Бывших палачей не бывает

Навстречу «Палачам» Мартина Макдонаха в «Гоголь-центре» и БДТ

текст: Павел Руднев
Detailed_picture© Стас Левшин / БДТ

Совсем скоро состоятся премьеры одной и той же пьесы параллельно в двух статусных театрах Москвы и Санкт-Петербурга — в «Гоголь-центре» и БДТ: Кирилл Серебренников и Николай Пинигин ставят «Палачей» Мартина Макдонаха. Ирландский драматург в ландшафте российского театра 2000-х и 2010-х русифицировался, стал своим, даже, быть может, первым примирил постсоветского зрителя с бурлящей и грубой современностью на сцене. Буквально нет города в России, где бы не шли его пьесы, а ритм выхода новых текстов из-под пера Макдонаха стал ритмом театральной жизни. Наше дело — разобраться в причинах формирования этого феномена (ведь такой участи не достиг ни один из западных драматургов современности), а заодно понять, как вписывается пьеса «Палачи» в эволюцию этого автора, большинству аудитории знакомого по фильмам — не менее прекрасным, чем пьесы.

Прежде всего, это, конечно, тема провинции. И для героев Макдонаха, и для Ирландии в целом, и для самоощущения России характерно «островное», оборонное сознание. Ирландия — особый, суверенный остров, который как бы не принадлежит континентальной Европе. Это маргинальное существование характерно и для нас, зависших между Европой и Азией и отделенных от европейской цивилизации православной верой.

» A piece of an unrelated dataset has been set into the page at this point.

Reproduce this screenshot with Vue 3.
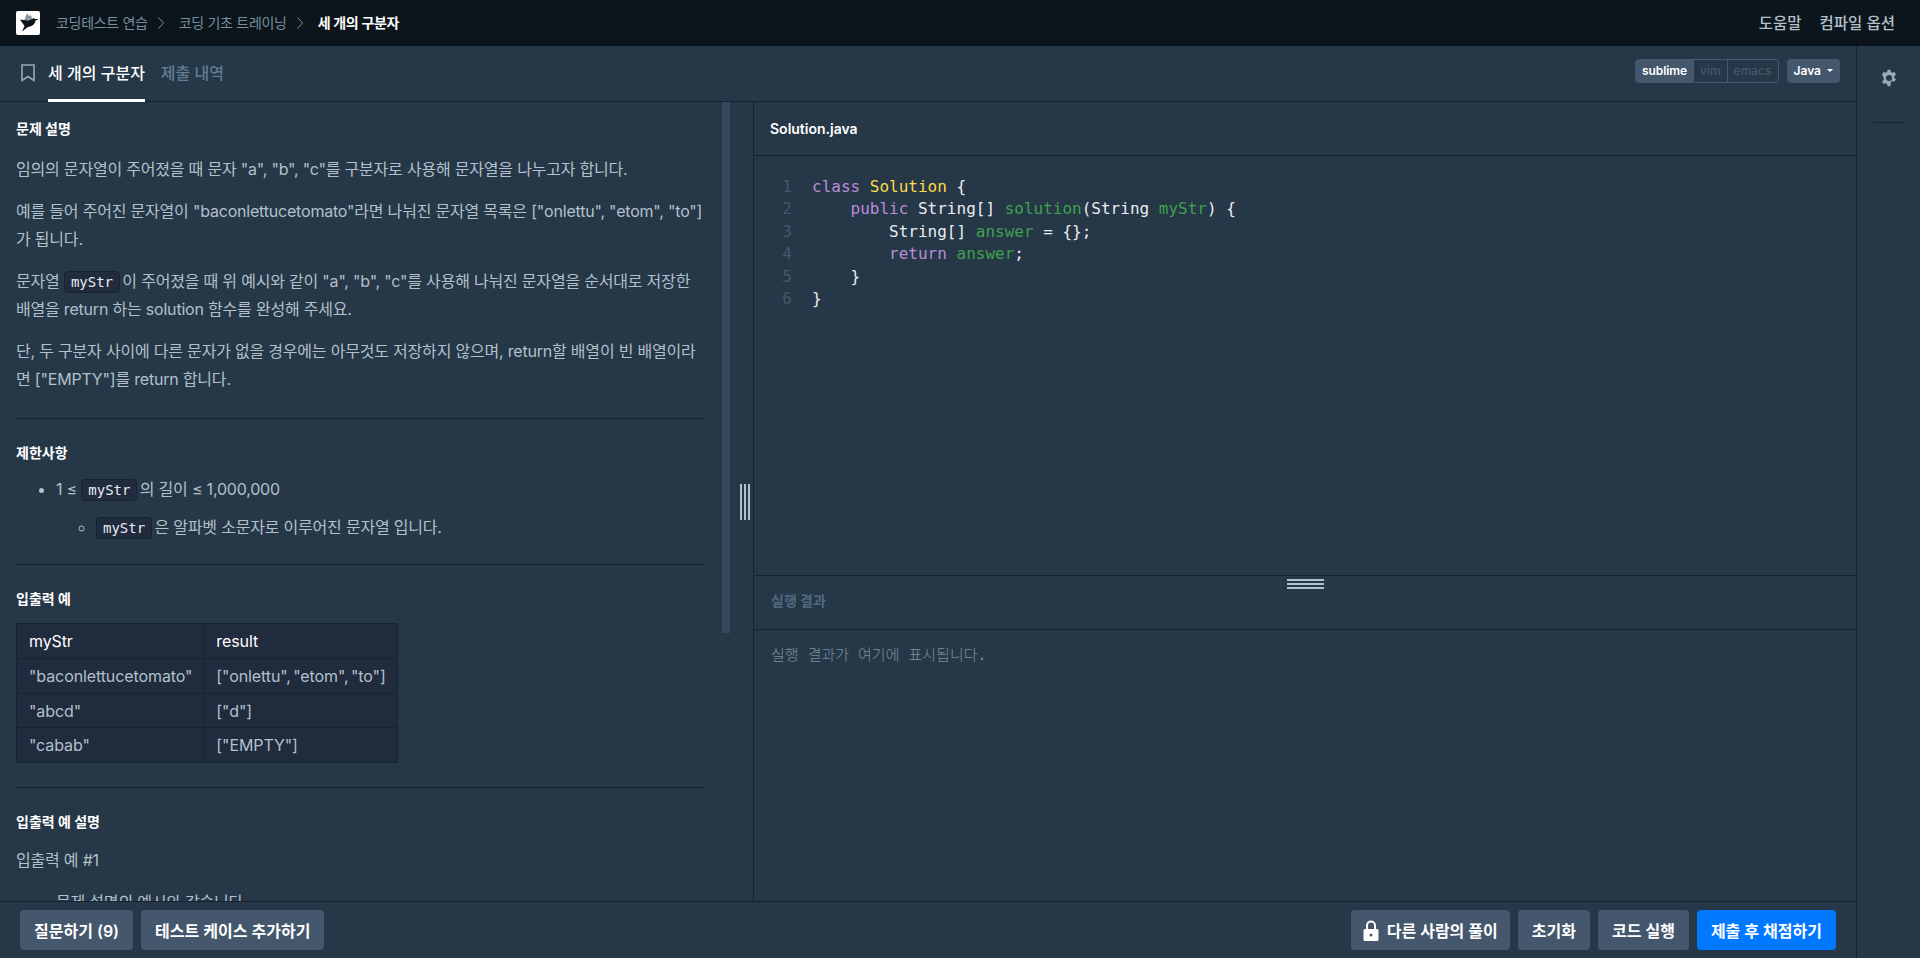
<template>
  <div class="page">
    <header class="topbar">
      <div class="logo">
        <svg viewBox="0 0 24 24" width="24" height="24">
          <path d="M8 10 L10 4.500 L11.500 2.500 L13 5 L15 4 L16 8 Z" fill="#8c959c" />
          <path d="M4 8.500 L12 9.500 L16 8 C17 7 18.500 7 19 8 L23 8 L19.500 9.500 C19 13 16 15.500 12 16 L6 20.500 L8.500 15 L6 11.500 Z" fill="#0c151c" />
        </svg>
      </div>
      <nav class="crumbs">
        <span>코딩테스트 연습</span>
        <svg class="chev" viewBox="0 0 6 12" width="6" height="12"><path d="M.5 .5 L5.500 6 L.5 11.500" fill="none" stroke="#78909c" stroke-width="1" /></svg>
        <span>코딩 기초 트레이닝</span>
        <svg class="chev" viewBox="0 0 6 12" width="6" height="12"><path d="M.5 .5 L5.500 6 L.5 11.500" fill="none" stroke="#78909c" stroke-width="1" /></svg>
        <strong>세 개의 구분자</strong>
      </nav>
      <div class="top-links">
        <span>도움말</span>
        <span>컴파일 옵션</span>
      </div>
    </header>

    <div class="workspace">
      <div class="main">
        <div class="tabbar">
          <svg class="bookmark" viewBox="0 0 14 18" width="14" height="18">
            <path d="M1 1 H13 V16.500 L7 12.500 L1 16.500 Z" fill="none" stroke="#98a8b9" stroke-width="1.600" />
          </svg>
          <div class="tab active">세 개의 구분자</div>
          <div class="tab">제출 내역</div>
          <div class="spacer"></div>
          <div class="keymap">
            <span class="on">sublime</span>
            <span>vim</span>
            <span>emacs</span>
          </div>
          <div class="lang">Java<i class="caret"></i></div>
        </div>

        <div class="panes">
          <section class="left">
            <div class="guide">
              <h6>문제 설명</h6>
              <p>임의의 문자열이 주어졌을 때 문자 "a", "b", "c"를 구분자로 사용해 문자열을 나누고자 합니다.</p>
              <p>예를 들어 주어진 문자열이 "baconlettucetomato"라면 나눠진 문자열 목록은 ["onlettu", "etom", "to"] 가 됩니다.</p>
              <p>문자열 <code>myStr</code> 이 주어졌을 때 위 예시와 같이 "a", "b", "c"를 사용해 나눠진 문자열을 순서대로 저장한 배열을 return 하는 solution 함수를 완성해 주세요.</p>
              <p>단, 두 구분자 사이에 다른 문자가 없을 경우에는 아무것도 저장하지 않으며, return할 배열이 빈 배열이라면 ["EMPTY"]를 return 합니다.</p>
              <hr />
              <h5>제한사항</h5>
              <ul class="limits">
                <li>1 ≤ <code>myStr</code> 의 길이 ≤ 1,000,000
                  <ul>
                    <li><code>myStr</code> 은 알파벳 소문자로 이루어진 문자열 입니다.</li>
                  </ul>
                </li>
              </ul>
              <hr />
              <h5>입출력 예</h5>
              <table>
                <thead>
                  <tr><th>myStr</th><th>result</th></tr>
                </thead>
                <tbody>
                  <tr v-for="row in examples" :key="row[0]">
                    <td>{{ row[0] }}</td>
                    <td>{{ row[1] }}</td>
                  </tr>
                </tbody>
              </table>
              <hr />
              <h5>입출력 예 설명</h5>
              <p>입출력 예 #1</p>
              <ul>
                <li>문제 설명의 예시와 같습니다.</li>
              </ul>
            </div>
            <div class="thumb"></div>
            <div class="v-handle"></div>
          </section>

          <section class="right">
            <div class="filetab">Solution.java</div>
            <div class="editor">
              <div class="gutter">
                <div v-for="n in 6" :key="n">{{ n }}</div>
              </div>
              <pre class="code"><span class="kw">class</span> <span class="cls">Solution</span> {
    <span class="kw">public</span> String[] <span class="fn">solution</span>(String <span class="fn">myStr</span>) {
        String[] <span class="fn">answer</span> = {};
        <span class="kw">return</span> <span class="fn">answer</span>;
    }
}</pre>
            </div>
            <div class="result-head">실행 결과<div class="h-handle"></div></div>
            <div class="result-body">실행 결과가 여기에 표시됩니다.</div>
          </section>
        </div>

        <footer class="bottombar">
          <button>질문하기 (9)</button>
          <button>테스트 케이스 추가하기</button>
          <div class="spacer"></div>
          <button class="with-icon">
            <svg viewBox="0 0 16 21" width="16" height="21">
              <path d="M4 10 V5.500 a4 4 0 0 1 8 0 V10" fill="none" stroke="#fff" stroke-width="2" />
              <path fill="#fff" fill-rule="evenodd" d="M2 9 H14 a1.500 1.500 0 0 1 1.500 1.500 V19.500 a1.500 1.500 0 0 1-1.500 1.500 H2 a1.500 1.500 0 0 1-1.500-1.500 V10.500 a1.500 1.500 0 0 1 1.500-1.500z M8 13.500 a1.500 1.500 0 1 0 0 3 a1.500 1.500 0 0 0 0-3z" />
            </svg>
            다른 사람의 풀이
          </button>
          <button>초기화</button>
          <button>코드 실행</button>
          <button class="primary">제출 후 채점하기</button>
        </footer>
      </div>

      <aside class="sidebar">
        <svg viewBox="0 0 24 24" width="18" height="18">
          <path fill="#98a8b9" fill-rule="evenodd" d="M10 1h4l.6 3.100c.6.2 1.200.5 1.700.9l3-1 2 3.400-2.400 2.100c.1.7.1 1.300 0 2l2.400 2.100-2 3.400-3-1c-.5.4-1.100.7-1.700.9L14 23h-4l-.6-3.100c-.6-.2-1.200-.5-1.700-.9l-3 1-2-3.400 2.400-2.100c-.1-.7-.1-1.300 0-2L2.700 7.400 4.700 4l3 1c.5-.4 1.100-.7 1.700-.9zM12 8a4 4 0 1 0 0 8 4 4 0 0 0 0-8z" />
        </svg>
        <div class="side-line"></div>
      </aside>
    </div>
  </div>
</template>

<script setup>
const examples = [
  ['"baconlettucetomato"', '["onlettu", "etom", "to"]'],
  ['"abcd"', '["d"]'],
  ['"cabab"', '["EMPTY"]']
]
</script>

<style>
html, body {
  margin: 0;
  background: #263747;
  overflow: hidden;
}
</style>

<style scoped>
.page {
  height: 958px;
  display: flex;
  flex-direction: column;
  font-family: Inter, "Noto Sans CJK KR", sans-serif;
  color: #b2c0cc;
  background: #263747;
  overflow: hidden;
}

.topbar {
  height: 46px;
  flex: none;
  box-sizing: border-box;
  display: flex;
  align-items: center;
  padding: 0 25px 0 16px;
  background: #0c151c;
}

.logo {
  width: 24px;
  height: 24px;
  background: #fff;
  border-radius: 2px;
}

.crumbs {
  display: flex;
  align-items: center;
  margin: 0 0 2px 16px;
  font-size: 14px;
  letter-spacing: -0.3px;
  color: #78909c;
}

.chev {
  margin: 1px 15px 0 10px;
}

.crumbs strong {
  color: #fff;
  font-weight: 700;
}

.top-links {
  margin: 0 0 2px auto;
  display: flex;
  gap: 18px;
  font-size: 15.5px;
  font-weight: 500;
}

.workspace {
  flex: 1;
  min-height: 0;
  display: flex;
}

.main {
  flex: 1;
  min-width: 0;
  display: flex;
  flex-direction: column;
}

.tabbar {
  height: 56px;
  flex: none;
  box-sizing: border-box;
  display: flex;
  align-items: center;
  padding: 0 16px 0 21px;
  border-bottom: 1px solid #172334;
}

.bookmark {
  margin: 0 13px 2px 0;
}

.tab {
  align-self: flex-start;
  height: 56px;
  line-height: 54px;
  box-sizing: border-box;
  margin-right: 16px;
  font-size: 16px;
  font-weight: 500;
  color: #5f7f90;
}

.tab.active {
  color: #fff;
  border-bottom: 3px solid #fff;
}

.spacer {
  flex: 1;
}

.keymap {
  display: flex;
  height: 24px;
  margin-bottom: 6px;
  box-sizing: border-box;
  border: 1px solid #44576c;
  border-radius: 4px;
  font-size: 12px;
  line-height: 22px;
  color: #44576c;
  font-weight: 500;
}

.keymap span {
  padding: 0 6px;
  border-left: 1px solid #44576c;
}

.keymap .on {
  border-left: 0;
  padding: 0 6px;
  background: #44576c;
  color: #fff;
  font-weight: 600;
  letter-spacing: -0.1px;
}

.lang {
  height: 24px;
  margin: 0 0 6px 8px;
  padding: 0 7px;
  display: flex;
  align-items: center;
  border-radius: 4px;
  background: #44576c;
  color: #fff;
  font-size: 12px;
  font-weight: 600;
}

.caret {
  margin-left: 6px;
  border-top: 3px solid #fff;
  border-left: 3px solid transparent;
  border-right: 3px solid transparent;
}

.panes {
  flex: 1;
  min-height: 0;
  display: flex;
}

.left {
  position: relative;
  width: 754px;
  flex: none;
  box-sizing: border-box;
  border-right: 1px solid #172334;
  overflow: hidden;
}

.guide {
  width: 689px;
  padding: 19px 0 0 16px;
  font-size: 16px;
  line-height: 28px;
  letter-spacing: -0.2px;
}

h5, h6 {
  margin: 0 0 16px;
  color: #fff;
  font-size: 14px;
  font-weight: 700;
  line-height: 16px;
  letter-spacing: 0;
}

h6 {
  margin-bottom: 18px;
}

.guide p {
  margin: 0 0 14px;
}

.guide hr {
  border: 0;
  border-top: 1px solid #172334;
  margin: 25px 0 26px;
}

.guide table + hr {
  margin-top: 24px;
}

.guide .limits + hr {
  margin-top: 23px;
}

.guide ul {
  margin: 0 0 14px;
  padding-left: 40px;
  list-style: disc;
}

.guide .limits {
  margin: -2px 0 0;
}

.guide ul ul {
  margin: 0;
  list-style: circle;
}

.guide ul ul li {
  margin-top: 10px;
}

code {
  display: inline-block;
  font-family: "DejaVu Sans Mono", monospace;
  font-size: 14px;
  line-height: 20px;
  letter-spacing: 0;
  padding: 0 6px;
  margin: -3px -2px -3px 0;
  background: #202b3d;
  border: 1px solid #172334;
  border-radius: 4px;
  color: #e9ecf3;
}

table {
  border-collapse: collapse;
  line-height: 23.75px;
  letter-spacing: -0.1px;
  word-spacing: -2px;
}

th, td {
  border: 1px solid #172334;
  background: #202b3d;
  padding: 6px 11px 4px 12px;
  font-size: 16px;
  font-weight: 400;
  text-align: left;
  white-space: nowrap;
}

th {
  color: #fff;
}

.thumb {
  position: absolute;
  left: 722px;
  top: 0;
  width: 8px;
  height: 531px;
  background: #37485d;
}

.v-handle {
  position: absolute;
  left: 740px;
  top: 382px;
  width: 10px;
  height: 36px;
  background: repeating-linear-gradient(90deg, #b2c0cc 0 2px, #263747 2px 4px);
}

.right {
  flex: 1;
  min-width: 0;
  display: flex;
  flex-direction: column;
}

.filetab {
  height: 53px;
  flex: none;
  padding-left: 16px;
  border-bottom: 1px solid #172334;
  color: #fff;
  font-size: 14px;
  font-weight: 600;
  line-height: 54px;
}

.editor {
  height: 419px;
  flex: none;
  display: flex;
  padding-top: 20px;
  box-sizing: border-box;
  font-family: "DejaVu Sans Mono", monospace;
  font-size: 16px;
  line-height: 22.4px;
}

.gutter {
  width: 38px;
  box-sizing: border-box;
  text-align: right;
  color: #44576c;
}

.code {
  margin: 0 0 0 20px;
  font: inherit;
  color: #e9ecf3;
}

.kw { color: #b78dd8; }
.cls { color: #fadc46; }
.fn { color: #3fa14c; }

.result-head {
  position: relative;
  height: 55px;
  flex: none;
  box-sizing: border-box;
  padding-left: 17px;
  border-top: 1px solid #172334;
  border-bottom: 1px solid #172334;
  color: #4f6a80;
  font-size: 14px;
  font-weight: 700;
  line-height: 50px;
}

.h-handle {
  position: absolute;
  left: 533px;
  top: 3px;
  width: 37px;
  height: 10px;
  background: repeating-linear-gradient(180deg, #b2c0cc 0 2px, #263747 2px 4px);
}

.result-body {
  flex: 1;
  padding: 14px 17px;
  font-family: "DejaVu Sans Mono", "Noto Sans CJK KR", monospace;
  font-size: 15px;
  font-weight: 300;
  line-height: 22px;
  color: #78909c;
}

.sidebar {
  width: 63px;
  flex: none;
  display: flex;
  flex-direction: column;
  align-items: center;
  padding-top: 23px;
  border-left: 1px solid #172334;
}

.side-line {
  width: 31px;
  height: 1px;
  margin-top: 35px;
  background: #172334;
}

.bottombar {
  height: 57px;
  flex: none;
  box-sizing: border-box;
  display: flex;
  align-items: center;
  gap: 8px;
  padding: 0 20px;
  border-top: 1px solid #172334;
  background: #263747;
}

button {
  height: 40px;
  padding: 0 14px;
  display: flex;
  align-items: center;
  border: 0;
  border-radius: 4px;
  background: #44576c;
  color: #fff;
  font-family: inherit;
  font-size: 16px;
  font-weight: 600;
}

button.with-icon {
  gap: 8px;
  padding: 0 12px;
}

button.primary {
  background: #0078ff;
}
</style>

Маргинальность преодолевается через ощущение — как у ирландцев, так и у россиян — мессианства, представление о том, что мы преподаем какой-то урок мировой истории. Ирландцы гордятся тем, что, невзирая на три века сопротивления Великобритании, страна может считаться поставщиком культуры для своего врага (практически все британские драматурги — ирландского происхождения). Ощущение мессианства обеспечено еще и вопросом веры: ирландский католицизм чувствует свое превосходство над британским протестантизмом (Ирландия крестилась раньше, чем Англия, а святой Патрик крестил остров, опираясь на религию древних кельтов, объясняя догмат о троице на примере языческого трилистника и архаичных мифов о Туата Де Дананн) — точно так же как Россия, принявшая православие от Византии, чувствует себя Третьим Римом.

Насилие для героев Макдонаха — нечто вроде религиозной веры.

Макдонах — разоблачитель пафоса и любых форм социальных иллюзий. Он показывает в своих пьесах портрет, в сущности, жутковатого мира, где сострадание порождает насилие, а чистое искусство заставляет убивать. Человек дегуманизирован до крайности, жестокость — не аномалия, а норма. Он пишет пьесу «Лейтенант с острова Инишмор», желая, по его собственному признанию, «написать что-то, за что его убьют», «стать ирландским Салманом Рушди»: в этой пьесе уничтожается, расколдовывается главный ирландский идентификат — терроризм. В драматургии Макдонах делает примерно то, о чем красиво хрипит, стонет и воет солистка The Cranberries Долорес О'Риордан в хите «Zombie», адресуя его террористам, которые случайно убили двух ирландских детей: это не ты сражаешься за «национальное освобождение», это просто зомби сражаются в твоей голове. Демифологизация терроризма для ирландского мира — это примерно то же самое, как если бы в России сегодня написали пьесу о том, что декабристы были майданщиками, боевиками и бессмысленными бретерами, а вовсе не благородными юношами голубой крови, пылающей от страданий народа. Макдонах выступил против поклонения бойцам ИРА и ИНОА: «Я родом из левого крыла, пацифизма, анархизма, панк-рока. Я всегда был против любых форм национализма». И, наконец, мы видим последний фильм Макдонаха «Три билборда на границе Эббинга, Миссури», где автор нападает на самое святое — то есть элементарно показывает, как любая борьба за восстановление справедливости может быть точно таким же изнасилованием и террором, как и то, что эту борьбу породило. Справедливость — это еще одна форма иллюзии: справедливость бывает только у каждого своя.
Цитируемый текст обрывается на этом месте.